Tuesday, 17 February 2015

The Charcoal Burner

Hello! Wedding fever has ceased and I am back in the realm of living. I spent the last weekend hanging my latest exhibition, Gilding the Lily, in collaboration with my mum, Penny MacBeth. It's at The Glorious Art House in Exeter until February 27th, do go along if you're in the area (they do an excellent coffee in the cafe downstairs!) I'll post some pictures of it later this week too.

On my mind today though is British folklore, more specifically English Folklore. I've long been fascinated by the rich selection of folk customs and traditions that Britain has to offer. Cornwall has a whole host of weird and wonderful events; the Obby Oss at May Day in Padstow, Cornish hurling in St Columb Major (a truly terrifying event) and the Furry Dance in Helston to select just a few.
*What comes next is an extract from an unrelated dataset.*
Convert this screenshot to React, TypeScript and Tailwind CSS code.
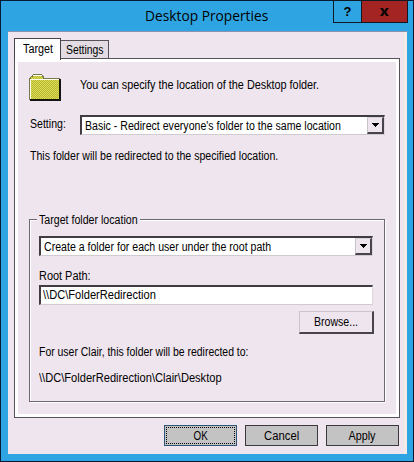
import type { ReactNode } from 'react';

const label = 'block w-max whitespace-nowrap text-[12px] leading-[14px]';

function Label({ children, className = '' }: { children: ReactNode; className?: string }) {
  return <span className={`${label} ${className}`}>{children}</span>;
}

function FolderIcon() {
  return (
    <svg width="33" height="28" viewBox="0 0 33 28" shapeRendering="crispEdges" className="block">
      <defs>
        <pattern id="dither" width="2" height="2" patternUnits="userSpaceOnUse">
          <rect width="2" height="2" fill="#dddc58" />
          <rect width="1" height="1" fill="#b9b931" />
          <rect x="1" y="1" width="1" height="1" fill="#b9b931" />
        </pattern>
      </defs>
      <path d="M0 26V4h1V3h1V2h1V1h1V0h9v1h1v1h1v2h16v22H0z" fill="#77774a" />
      <path d="M1 25V5h1V3h2V1h9v2h1v2h16v20z" fill="url(#dither)" />
      <path d="M1 25V5h29v1H2v19zM4 1h9v1H4z" fill="#fffff0" />
      <path d="M1 25h29V5h2v22H1z" fill="#151510" />
    </svg>
  );
}

function Select({ children, className = '' }: { children: ReactNode; className?: string }) {
  return (
    <div className={`flex h-5 border-t-2 border-l-2 border-r border-b border-t-[#403c42] border-l-[#403c42] border-r-[#ddd6dc] border-b-[#d0cbd0] bg-white ${className}`}>
      <div className="w-0 flex-1 pt-[2px] pl-[3px]">{children}</div>
      <div className="flex h-[17px] w-[17px] shrink-0 items-center justify-center border-t border-l border-r-2 border-b-2 border-t-[#d8d3d8] border-l-[#c9c3c9] border-r-[#49434d] border-b-[#49434d] bg-[#efe5ee]">
        <svg width="7" height="4" viewBox="0 0 7 4" shapeRendering="crispEdges">
          <path d="M0 0h7v1H6v1H5v1H4v1H3V3H2V2H1V1H0z" fill="#000" />
        </svg>
      </div>
    </div>
  );
}

function FooterButton({ children, focused = false }: { children: ReactNode; focused?: boolean }) {
  return (
    <button className={`h-[21px] w-[73px] border bg-[#c4c3c4] p-px ${focused ? 'border-[#2e5478]' : 'border-[#3c393c]'}`}>
      <span className={`flex h-full items-center justify-center border ${focused ? 'border-dotted border-black' : 'border-transparent'}`}>
        {children}
      </span>
    </button>
  );
}

export default function App() {
  return (
    <div className="flex h-[462px] w-[414px] flex-col border border-[#071c32] bg-[#2ea5e2] font-['Liberation_Sans',Arial,sans-serif] text-black">
      <header className="flex h-[30px] shrink-0">
        <h1 className="w-[332px] pt-[3px] pl-[144px] font-['Open_Sans',sans-serif] text-[15px] leading-[22px] whitespace-nowrap">
          <span className="block w-max origin-left scale-x-[0.917]">Desktop Properties</span>
        </h1>
        <div className="-mt-px flex h-[23px] w-[75px] border border-[#101820]">
          <button className="flex w-[28px] items-center justify-center border-r border-[#101820] text-[13px] font-bold">?</button>
          <button className="flex flex-1 items-center justify-center bg-[#a32422]">
            <svg width="9" height="8" viewBox="0 0 9 8">
              <path d="M0 0h3l1.5 2.4L6 0h3L6.2 4 9 8H6L4.5 5.6 3 8H0l2.8-4z" fill="#100808" />
            </svg>
          </button>
        </div>
      </header>

      <main className="mx-[7px] flex h-[423px] w-[399px] flex-col border-t border-[#8c91b0] bg-[#efe5ee] px-[6px] shadow-[inset_-3px_0_0_#f4ebe6]">
        <div className="relative z-10 -mb-px flex h-[27px] items-end">
          <div className="mb-[-1px] h-[22px] w-[47px] border-x border-t border-[#47424a] bg-white pt-[3px] pl-[8px]">
            <Label className="origin-left scale-x-[0.9]">Target</Label>
          </div>
          <div className="h-[19px] w-[48px] border-y border-r border-[#57525a] bg-[#e3dce3] pt-[2px] pl-[5px]">
            <Label className="origin-left scale-x-[0.865]">Settings</Label>
          </div>
        </div>

        <section className="h-[360px] w-[386px] border border-[#57525a] bg-white p-[3px]">
          <div className="flex h-full flex-col bg-[#efe5ee] pl-[12px]">
            <div className="flex h-[53px] pt-[12px]">
              <div className="-ml-px w-[51px]">
                <FolderIcon />
              </div>
              <Label className="mt-[4px] origin-left scale-x-[0.902]">You can specify the location of the Desktop folder.</Label>
            </div>
            <div className="flex">
              <div className="w-[50px] pt-[2px]">
                <Label className="origin-left scale-x-[0.88]">Setting:</Label>
              </div>
              <Select className="w-[305px]">
                <Label className="origin-left scale-x-[0.883]">Basic - Redirect everyone's folder to the same location</Label>
              </Select>
            </div>
            <Label className="mt-[14px] origin-left scale-x-[0.882]">This folder will be redirected to the specified location.</Label>

            <div className="mt-[56px] -ml-px h-[183px] w-[356px] border border-[#6d6870] pl-[9px] shadow-[1px_1px_0_#fff,inset_1px_1px_0_#fff]">
              <div className="-mt-[7px] -ml-[2px] h-[14px] w-[103px] bg-[#efe5ee] pl-[2px]">
                <Label className="origin-left scale-x-[0.885]">Target folder location</Label>
              </div>
              <Select className="mt-[9px] w-[334px]">
                <Label className="origin-left scale-x-[0.882]">Create a folder for each user under the root path</Label>
              </Select>
              <Label className="mt-[13px] origin-left scale-x-[0.91]">Root Path:</Label>
              <div className="mt-[2px] h-[20px] w-[334px] border-t-2 border-r border-b border-l-2 border-t-[#403c42] border-r-[#ddd6dc] border-b-[#d0cbd0] border-l-[#403c42] bg-white pt-px pl-[2px]">
                <Label className="origin-left scale-x-[0.925]">\\DC\FolderRedirection</Label>
              </div>
              <button className="mt-[6px] ml-[260px] flex h-[23px] w-[75px] items-center justify-center border-t border-r-2 border-b-2 border-l border-t-[#cbc4cb] border-r-[#49434d] border-b-[#49434d] border-l-[#cbc4cb] bg-[#efe5ee]">
                <Label className="scale-x-[0.88]">Browse...</Label>
              </button>
              <Label className="mt-[11px] origin-left scale-x-[0.87]">For user Clair, this folder will be redirected to:</Label>
              <Label className="mt-[12px] origin-left scale-x-[0.925]">\\DC\FolderRedirection\Clair\Desktop</Label>
            </div>
          </div>
        </section>

        <footer className="mt-[7px] flex justify-end gap-[8px] pr-[2px]">
          <FooterButton focused><Label className="scale-x-[0.82]">OK</Label></FooterButton>
          <FooterButton><Label className="scale-x-[0.94]">Cancel</Label></FooterButton>
          <FooterButton><Label className="scale-x-[0.9]">Apply</Label></FooterButton>
        </footer>
      </main>
    </div>
  );
}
The Obby Oss- illustration by Barbara Jones in English Fairs & Markets by William Addison
Source: 1

On Saturday I'm off to a symposium dedicated entirely to West Country folklore. I couldn't be more excited, there are whole number of speakers and exhibitors speaking on an amazing array of topics (should you wish to attend you can find out more here).

In aid of the symposium and the imminent arrival of spring, I donned a suitable sprightly outfit and set about creating some pictures with a spring in their step. I was loosely influenced by the costumes of morris men and mummers but mostly I just wanted them to encapsulate the wonderfully English love of trees and all things green. I love folk customs that use foliage and flowers as adornment; wrapping their faces with twigs and leaves, could there be a better way to welcome the new season? 
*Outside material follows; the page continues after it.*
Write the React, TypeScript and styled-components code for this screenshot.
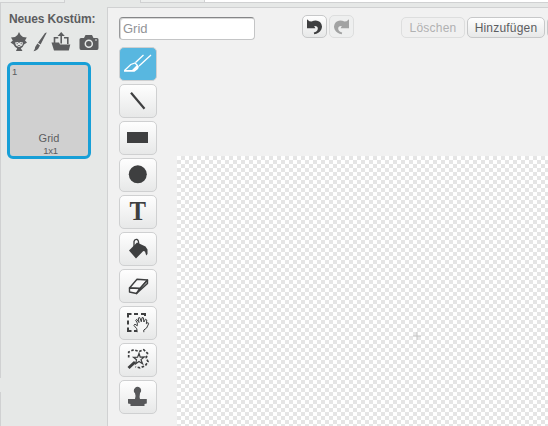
import React from "react";
import styled, { createGlobalStyle, css } from "styled-components";

const GlobalStyle = createGlobalStyle`
  * { box-sizing: border-box; }
  html, body { margin: 0; overflow: hidden; }
  body { font-family: "Liberation Sans", Arial, sans-serif; background: #e6e8e8; }
`;

const Page = styled.div`
  width: 548px;
  height: 426px;
  display: flex;
  flex-direction: column;
  background: #e6e8e7;
  overflow: hidden;
`;

const TabStrip = styled.div`
  display: flex;
  flex: none;
  height: 3px;
`;

const Tab = styled.div<{ $width: number; $active?: boolean }>`
  width: ${(p) => p.$width}px;
  background: ${(p) => (p.$active ? "#e6e8e7" : "#eceeed")};
  border-right: 1px solid #d0d1d2;
  border-bottom: ${(p) => (p.$active ? "none" : "1px solid #d0d1d2")};
`;

const TabRest = styled.div`
  flex: 1;
  background: #fff;
  border-bottom: 1px solid #d0d1d2;
`;

const Body = styled.div`
  flex: 1;
  display: flex;
  min-height: 0;
`;

const Edge = styled.div`
  width: 1px;
  flex: none;
  background: linear-gradient(#d0d1d2 375px, #e6e8e7 375px, #e6e8e7 389px, #d0d1d2 389px);
`;

const Sidebar = styled.aside`
  width: 106px;
  flex: none;
  padding: 9px 0 0 6px;
`;

const SideTitle = styled.h2`
  margin: 0 0 0 2px;
  font-size: 12px;
  line-height: 14px;
  font-weight: bold;
  letter-spacing: -0.13px;
  color: #5c5d5f;
  white-space: nowrap;
`;

const SideIcons = styled.div`
  display: flex;
  align-items: center;
  height: 24px;
  margin: 4px 0 0 3px;
`;

const SideIcon = styled.svg<{ $gap?: number }>`
  flex: none;
  display: block;
  margin-right: ${(p) => p.$gap ?? 0}px;
`;

const Costume = styled.div`
  width: 84px;
  height: 97px;
  margin-top: 8px;
  border: 3px solid #179fd7;
  border-radius: 6px;
  background: #d0d0d0;
  color: #5c5d5f;
  display: flex;
  flex-direction: column;
  align-items: center;
`;

const CostumeNumber = styled.span`
  align-self: flex-start;
  margin: 2px 0 0 2px;
  font-size: 9.5px;
  line-height: 10px;
`;

const CostumeName = styled.span`
  margin-top: auto;
  font-size: 11px;
  line-height: 13px;
`;

const CostumeSize = styled.span`
  margin: 0 0 0 3px;
  font-size: 9.5px;
  line-height: 11px;
  letter-spacing: -0.3px;
`;

const Editor = styled.main`
  flex: 1;
  min-width: 0;
  margin-top: 4px;
  border-left: 1px solid #d0d1d2;
  border-top: 1px solid #d0d1d2;
  background: #f1f1f1;
  display: flex;
  flex-direction: column;
`;

const TopBar = styled.header`
  height: 39px;
  flex: none;
  display: flex;
  padding: 7px 0 0 11px;
`;

const NameInput = styled.input`
  width: 136px;
  height: 23px;
  margin-top: 2px;
  padding: 0 0 0 3px;
  border: 1px solid #c4c5c6;
  border-top-color: #858688;
  border-left-color: #98999b;
  border-radius: 4px;
  background: #fff;
  box-shadow: inset 1px 1px 0 #d8d8d8;
  color: #929497;
  font: 13px "Liberation Sans", Arial, sans-serif;
  outline: none;
`;

const buttonFace = css`
  padding: 0;
  flex: none;
  display: flex;
  align-items: center;
  justify-content: center;
  border: 1px solid #cfd0d1;
  background: linear-gradient(#fefefe, #e7e8e8);
`;

const HistoryButton = styled.button`
  ${buttonFace}
  width: 25px;
  height: 23px;
  border-radius: 5px;
  border-color: #c7c8c9;
  &:disabled { border-color: #dddede; background: #eeefef; }
`;

const HistoryGroup = styled.div`
  display: flex;
  gap: 2px;
  margin-left: 47px;
`;

const Actions = styled.div`
  display: flex;
  gap: 2px;
  margin: 2px 0 0 47px;
`;

const ActionButton = styled.button<{ $width: number }>`
  ${buttonFace}
  width: ${(p) => p.$width}px;
  height: 21px;
  border-radius: 5px;
  border-color: #c7c8c9;
  color: #5c5d5f;
  font: 12px "Liberation Sans", Arial, sans-serif;
  letter-spacing: 0.2px;
  white-space: nowrap;
  &:disabled { border-color: #dddede; background: #f0f0f0; color: #b0b1b2; }
`;

const Workspace = styled.div`
  flex: 1;
  display: flex;
  min-height: 0;
`;

const Tools = styled.nav`
  width: 69px;
  flex: none;
  padding-left: 11px;
  display: flex;
  flex-direction: column;
  gap: 3px;
`;

const ToolButton = styled.button<{ $active?: boolean }>`
  ${buttonFace}
  width: 38px;
  height: 34px;
  border-radius: 5px;
  ${(p) => p.$active && css`background: #58b7e0;`}
`;

const Canvas = styled.div`
  flex: 1;
  margin-top: 109px;
  background: conic-gradient(#fff 25%, #e5e5e5 0 50%, #fff 0 75%, #e5e5e5 0) 4px 0 / 8px 8px;
  padding: 176px 0 0 236px;
`;

const Icon = styled.svg`
  display: block;
  flex: none;
`;

const dark = "#3e3f40";

const toolIcons: Record<string, React.ReactNode> = {
  Pinsel: (
    <g fill="none" stroke="#fff" strokeWidth="1.3">
      <path d="M16.5 15.5 24.5 8M20 19 32 8" />
      <path d="M5.5 23.5 11.8 17.5 16 16 18.8 18.8" />
      <path d="M5 23H13L18 18 20 19.5 19 22 15.5 24.8H5Z" fill="#fff" stroke="none" />
    </g>
  ),
  Linie: <path d="M12 8.7 25.5 24.7" stroke={dark} strokeWidth="2.2" />,
  Rechteck: <path d="M8 11H29V22H8Z" fill={dark} />,
  Ellipse: <circle cx="18.8" cy="16.3" r="9" fill={dark} />,
  Text: (
    <text x="18.8" y="25" textAnchor="middle" fontFamily="Liberation Serif, serif" fontWeight="bold" fontSize="27.5" textLength="16.5" lengthAdjust="spacingAndGlyphs" fill={dark}>
      T
    </text>
  ),
  Farbeimer: (
    <g>
      <path d="M10 18.5 18 10.5 26.5 14.5 28.5 17.5V22L27.2 23.5 26 19.5 24.3 19 17 26.5Z" fill={dark} />
      <path d="M15 15.5V9.5Q15.5 7 18 7.5Q20 8 19.6 13.5" fill="none" stroke={dark} strokeWidth="1.3" />
    </g>
  ),
  Radierer: (
    <g fill="#f8f8f8" stroke={dark} strokeWidth="1.4" strokeLinejoin="round">
      <path d="M10.5 19 18 10.3 28.5 11 21 19.5Z" />
      <path d="M10.5 19 21 19.5 17.5 24.5 10.5 23Z" />
      <path d="M21 19.5 28.5 11V14.5L17.5 24.5Z" fill="#b7b8b8" />
    </g>
  ),
  Auswahl: (
    <g>
      <path d="M12.5 8H9V11.5M15 8H19M22 8H26V10M9 14.5V18.5M9 21.5V25H12.5M15 25H18" fill="none" stroke={dark} strokeWidth="2" />
      <path
        d="M18.2 26.2 17.8 22.8 14.8 19.3 16 18.2 18.3 19.8V17L16.7 14.2 17.7 13.3 20 16.5 19.3 12 20.8 11.6 22.3 15.8 23 11.6 24.4 11.8 24.9 16 26.5 13.2 27.8 14 27.3 17.8 29 16.5 29.6 17.8 27.6 22 24.8 24V26.2"
        fill="#f5f5f5" stroke={dark} strokeWidth="1" strokeLinejoin="round"
      />
    </g>
  ),
  Zauberstab: (
    <g fill="none" stroke={dark}>
      <path d="M9.7 14.5V9L14.7 6.7 20 8.5 24.7 6.7 28.5 10.3 27.2 15 29 18.7 26.3 22.7 21 24.8 16.5 23.8" strokeWidth="1.7" strokeDasharray="2.6 1.6" />
      <path d="M9.5 25 16 19" strokeWidth="3" />
      <path d="M20 10.3 21.2 14.2 25.3 14 22 16.6 23.6 20.8 20 18.5 16.6 20.8 17.5 16.8 14.5 14.3 18.6 14.2Z" fill="#f1f1f1" strokeWidth="1.2" />
    </g>
  ),
  Stempel: (
    <path
      d="M14.8 11A3.7 3.7 0 1 1 21 13.3Q20.2 17 21 19H27.8V23.5L25.5 24V26H11.5V24L9 23.5V19H16Q17.2 16.5 16 13.3Q14.8 12.4 14.8 11Z"
      fill="#57585a"
    />
  ),
};

function HistoryArrow({ color, flipped }: { color: string; flipped?: boolean }) {
  return (
    <Icon width="17" height="17" viewBox="0 0 17 17">
      <g transform={flipped ? "translate(17 0) scale(-1 1)" : undefined}>
        <path d="M1 1.2 3.4 3.2 5.5 3.6Q10.5 1.2 14 4Q17.3 7.5 15.2 11.8Q13 15.8 8.2 16.2L7.8 14.6Q11.3 13.6 11.8 11Q12 7.6 8.2 8L9.4 10.2H1Z" fill={color} />
      </g>
    </Icon>
  );
}

export default function App() {
  return (
    <Page>
      <GlobalStyle />
      <TabStrip>
        <Tab $width={65} />
        <Tab $width={76} $active />
        <Tab $width={64} />
        <TabRest />
      </TabStrip>
      <Body>
        <Edge />
        <Sidebar>
          <SideTitle>Neues Kostüm:</SideTitle>
          <SideIcons>
            <SideIcon width="18" height="21" viewBox="0 0 18 21" $gap={5}>
              <path d="M9 0Q10.2 3.5 13 5L16.8 5.5 15 8.5 17 10.5 14 12.5Q13 15.5 10.8 16.2L12.5 19H6L7.2 16.2Q4.5 15.2 3.5 12.5L.5 10.5 2.8 8.5 1 5.5 5 5Q8 3.5 9 0Z" fill="#5c5d5f" />
              <path d="M5 10.5 8 10 9 11.2 10 10 13 10.5 12.3 13.5 9 15 6 13.5Z" fill="#e6e8e7" />
              <path d="M6.5 11.7H8M10.5 11.7H12M7.8 13.5H10.2" stroke="#5c5d5f" strokeWidth=".8" />
            </SideIcon>
            <SideIcon width="14" height="20" viewBox="0 0 14 20" $gap={4}>
              <path d="M13.8.5 7.6 12.5 5 10.8 12 1ZM4.4 11.6 7 13.4 5 17Q3.2 19 .5 19.3Q2.2 17 2.2 15Z" fill="#5c5d5f" />
            </SideIcon>
            <SideIcon width="20" height="20" viewBox="0 0 20 20" $gap={8}>
              <path d="M3.5 11V5.8H7.3M13 5.8H16.8V12M10.2 11.5V3" fill="none" stroke="#5c5d5f" strokeWidth="1.6" />
              <path d="M6.6 4 10.2 0 13.8 4ZM.5 10.5H8L9 12.5H19.3L17.8 18.5H3Z" fill="#5c5d5f" />
            </SideIcon>
            <SideIcon width="20" height="17" viewBox="0 0 20 17">
              <path d="M2 4H5L6.5 1H13L14.5 4H18Q19.5 4 19.5 5.5V14Q19.5 16 18 16H2Q.5 16 .5 14V5.5Q.5 4 2 4Z" fill="#5c5d5f" />
              <circle cx="9.8" cy="9.7" r="3.5" fill="none" stroke="#e6e8e7" strokeWidth="1.5" />
              <path d="M16 6H18" stroke="#e6e8e7" />
            </SideIcon>
          </SideIcons>
          <Costume>
            <CostumeNumber>1</CostumeNumber>
            <CostumeName>Grid</CostumeName>
            <CostumeSize>1x1</CostumeSize>
          </Costume>
        </Sidebar>
        <Editor>
          <TopBar>
            <NameInput defaultValue="Grid" />
            <HistoryGroup>
              <HistoryButton><HistoryArrow color={dark} /></HistoryButton>
              <HistoryButton disabled><HistoryArrow color="#a2a3a3" flipped /></HistoryButton>
            </HistoryGroup>
            <Actions>
              <ActionButton $width={64} disabled>Löschen</ActionButton>
              <ActionButton $width={78}>Hinzufügen</ActionButton>
              <ActionButton $width={70} />
            </Actions>
          </TopBar>
          <Workspace>
            <Tools>
              {Object.entries(toolIcons).map(([name, icon]) => (
                <ToolButton key={name} $active={name === "Pinsel"} aria-label={name}>
                  <Icon width="38" height="34" viewBox="0 0 38 34">{icon}</Icon>
                </ToolButton>
              ))}
            </Tools>
            <Canvas>
              <Icon width="8" height="8" viewBox="0 0 8 8">
                <path d="M4 0V8M0 4H8" stroke="#c4c4c4" />
              </Icon>
            </Canvas>
          </Workspace>
        </Editor>
      </Body>
    </Page>
  );
}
British Folklore, Tim Walker, Vogue UK

Source: 2, 3

My own ensemble consists of entirely vintage items, mostly gifts with the exception of the pantaloons which were a purchase last week from a vintage sale. They are incredibly comfortable and an item I have been after for many many months!  

The outfit (I nearly forgot this influence!) is also in part an homage to my forefathers. My mum has recently been investigating our family lineage in order to make family trees for various elder members of our family. I've always loved folk stories and a favourite from my own family is about my great-great-grandfather (I think that's right..) on my maternal side. He was a charcoal burner who one day went off in to the woods, only to return 30 years later and die three days later. I've always liked the idea of wandering off into the woods, barefoot and fancy-free so here is my version of that (all be it at the top of the stairs in my house..!) 

Outfit Details

Embroidered Hungarian shirt - belonged to my Aunty

Ex-theatre cotton pantaloons -  Vintage Flea Market

Embroidered felt waistcoat - birthday present last year

1950s fake flower and net hat - car boot sale



  1. Oh Lally. I have no doubt that you come from a long line of adventurers and dreamers and makers of beautiful things.

  2. I agree with Connie. The stuff of fairy tales. You take such beautiful photos.

  3. I'm not surprised that you come from a long line of fascinating people!
    Love that sweet little waistcoat and bloomers but the green faced thing scares me! xxx

  4. So amazing!! I love these pantaloons you're wearing, so cute :)) Fascinating line of people you come from too :)) xxx

  5. Doing one's family tree is such a wonderful exercise. Even the most humble detail is fascinating, but when you get a story like that you feel like you've won the lottery. I wonder what he got up to during that 30 year spell, and if he knew his time was up or whether coming back to civilisation was too big a shock. I love your gorgeous embroidered top/waistcoat/bloomers combo, can't beat anything folk as far as I'm concerned. Xxxx

  6. There you go again - mesmerising me with your artistry again! How interesting to learn more about your lineage. I am enthralled about this lady that sauntered off into the woods.

    I would like to learn more about my own but have come to a complete dead-end. The husband's side is really interesting! So much so that I recently stumbled across someone on Twitter who is using one of his ancestor's names as as his user name! Funny no?

  7. I love the hat, reminds me of my handmade Easter bonnets as a child (maybe I should get making some).It's great to read your musing and historical thoughts on clothes/culture, wonderfully broadens my though in relation to the outfits you put together . Also really intrigued/excited to see you post your artworks on here.